About an hour later when I took the seat in Alhaji Aliu’s office he said “How’s your brother?” “Ah, Alhaji, do you know my brother,” I asked. “Yes Sir,” he replied, to which I promptly said “Alhaji, you’re my Vice President, you mustn’t address me that way.” He chuckled and said “OK.” “Alhaji, which brother,” I asked? “Robert,” he responded. “Ah, how do you know him,” I asked? “He was one year my senior at Tech and we used to take the bus to Tamale and Yendi in the ‘60s when your father was District Education Officer.” “Ah, Alhaji, so all those times you came for the meetings from 1998 to 2000 you knew who I was?” “Yes,” he said. As I laughed he said “And I hope your father, Mr. Adjaye, is still alive.” When I said “Yes” Alhaji added that “He must be really old now,” to which I said “Yes, in his late ‘80s.” “Oh, extend my heartfelt greetings to Mr. Adjaye,” Alhaji said. “Tell your father I’m the son of his close friend, the Zongo Chief of Yendi,” Alhaji continued. Then Alhaji said “You know, for a time your father was the only person who had a personal car in Yendi.” “And we young men used to watch and admire him drive around.” I tested Alhaji: he got the make, model and colour of the car right! Before I could catch my breath he added that “You know, your father did so much for education in the Salaga, Yendi and Tamale districts that we from those areas and the north as a whole owe him a great debt of gratitude.” “There are many northerners who but for the schools your father made sure were built wouldn’t have attended school when they did.” “Mr. Adjaye, for what your father did for us you, your brother Robert and other siblings are Dagombas. You’re my brother.” The genuineness and warmth with which Alhaji Aliu made those remarks were touching. That’s how and when he made me his brother!

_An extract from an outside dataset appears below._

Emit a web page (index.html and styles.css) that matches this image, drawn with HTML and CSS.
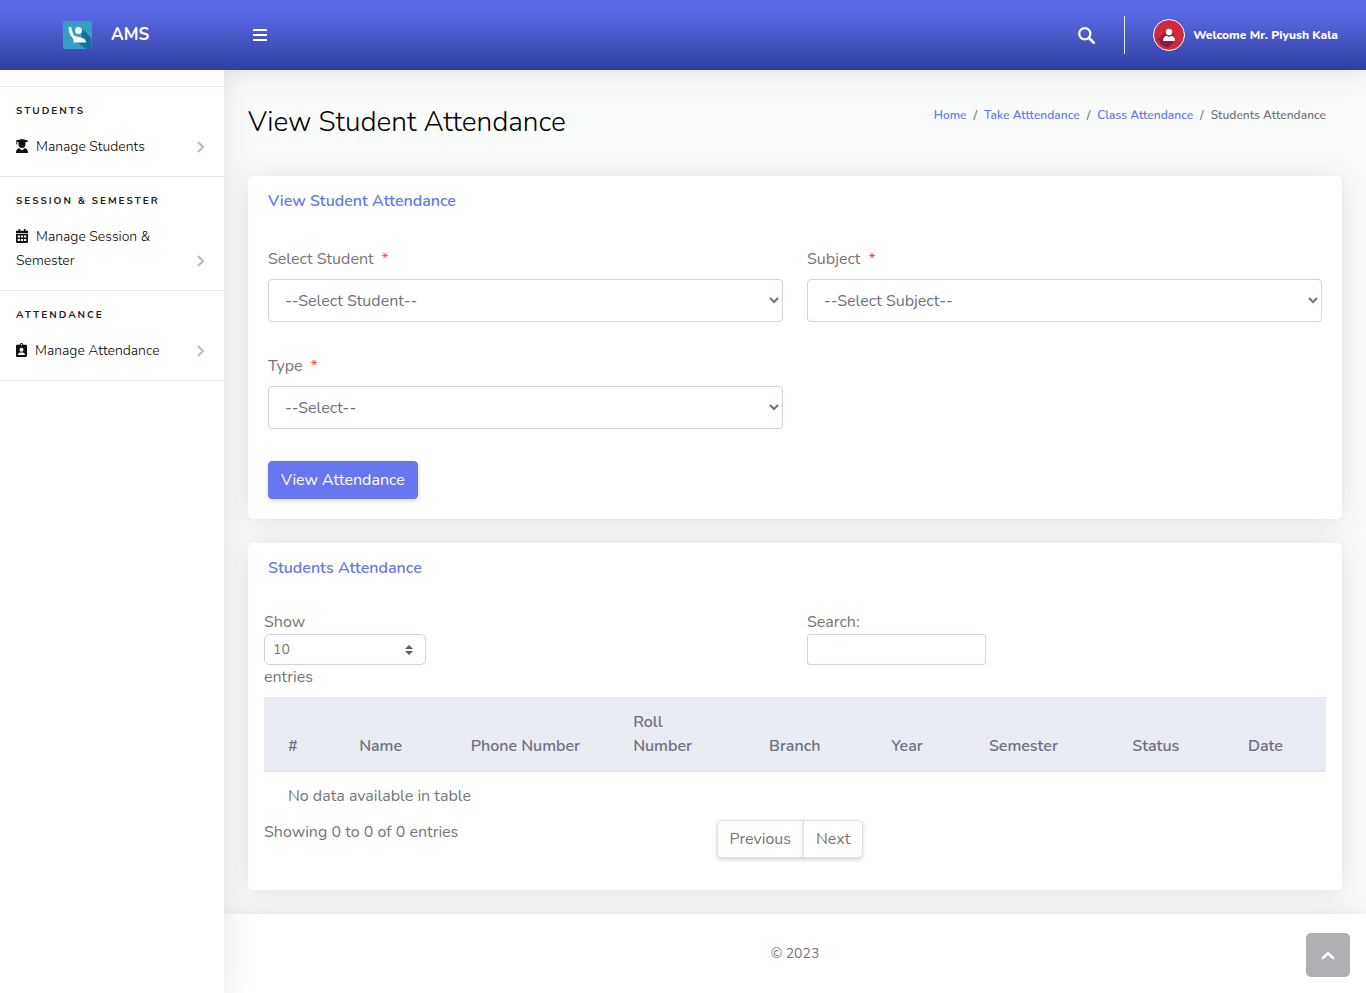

Alhaji Aliu Mahama thus showed that he had incredible memory for people and things and was appreciative of what others did.


In early January 2002 after my father died my brother Joseph and I went to his office to announce to him properly with a calabash and cola nuts. He was busy so we left the items and message with Mr. Joe Issakar, his secretary, who confirmed a day later that the items and message had been given to Alhaji Aliu Mahama. The Yaa Na Yakubu Andani sent a big delegation to the funeral. The Mion Lana Alhassan Ziblim came even though he’d sent a delegation – which caused consternation among the delegation – because, as he said when he greeted me, “Mr. Adjaye was my personal friend. We used to drink pito together. I had to come myself.”


But Alhaji Aliu Mahama didn’t come to the funeral and no one represented him! On account of this disappointment for over a year I couldn’t bring myself to meet Alhaji Aliu personally. Three times during that period Alhaji Aliu met my brother Robert at functions and commented that he hadn’t met me for a while. Finally in May 2003 I accompanied Mr. O. B. Amoah, his assistant, to the Vice President’s office to watch a UEFA champions’ league semi-final match. Mr. Issakar said, “Your friend is in” so I went into Alhaji Aliu’s office. He greeted me by saying “My brother, we haven’t met for a long time, and I’ve sent messages through your brother Robert.” I reacted by saying I was really disappointed in him for not having attended, or had a representative attend my father’s funeral, after all the nice things he’d said about my father. I continued by telling him that the Yaa Na had sent a delegation, his younger brother the Tampion Lana (who had told me that it was my father who encouraged him to become a teacher) had sent a delegation, the Mion Lana had sent a delegation, and then attended himself, President Kufuor who didn’t know my father personally like he did, had sent a delegation, …. Alhaji Aliu stopped me, embraced me, saying, “My brother, I’m sorry, please forgive me, I was busy out of the country and I asked someone to represent me, but clearly he didn’t.” It was a genuine apology, which I accepted promptly. I said, “OK, you’re forgiven. Now let me watch football.” Alhaji and I laughed. “Watch it in my office,” Alhaji insisted. But since he said he wouldn’t be watching himself, I went to the assistant’s office to watch it.


Whenever Alhaji Aliu Mahama and I met and exchanged greetings in a very friendly manner and bantered, some people would wonder why we carried on that way. We did so, because Alhaji Aliu Mahama and I were brothers!

Alhaji Aliu Mahama was really shaken by the assassination of Yaa Na Yakubu Andani and others, and the strife that ensued. After a visit with Alhaji Aliu Mahama in early April 2002, Mion Lana told me that “Your brother is crying a lot.” Alhaji was distraught for a while. Thereafter, try as he did to contribute towards it, he didn’t live to see peace return to his beloved Dagbon.

Alhaji Aliu Mahama served President J. A. Kufuor very well as an able and dependable Vice President.

Alhaji Aliu Mahama served his nation Ghana very well in many other capacities.

Alhaji Aliu Mahama showed us all that private as well as public service could be conducted with friendliness, simplicity and courtesy. We must emulate him in these respects.

Alhaji Aliu Mahama, an epitome of friendliness, simplicity and courtesy. May Allah, the compassionate and merciful, grant you eternal rest, my brother!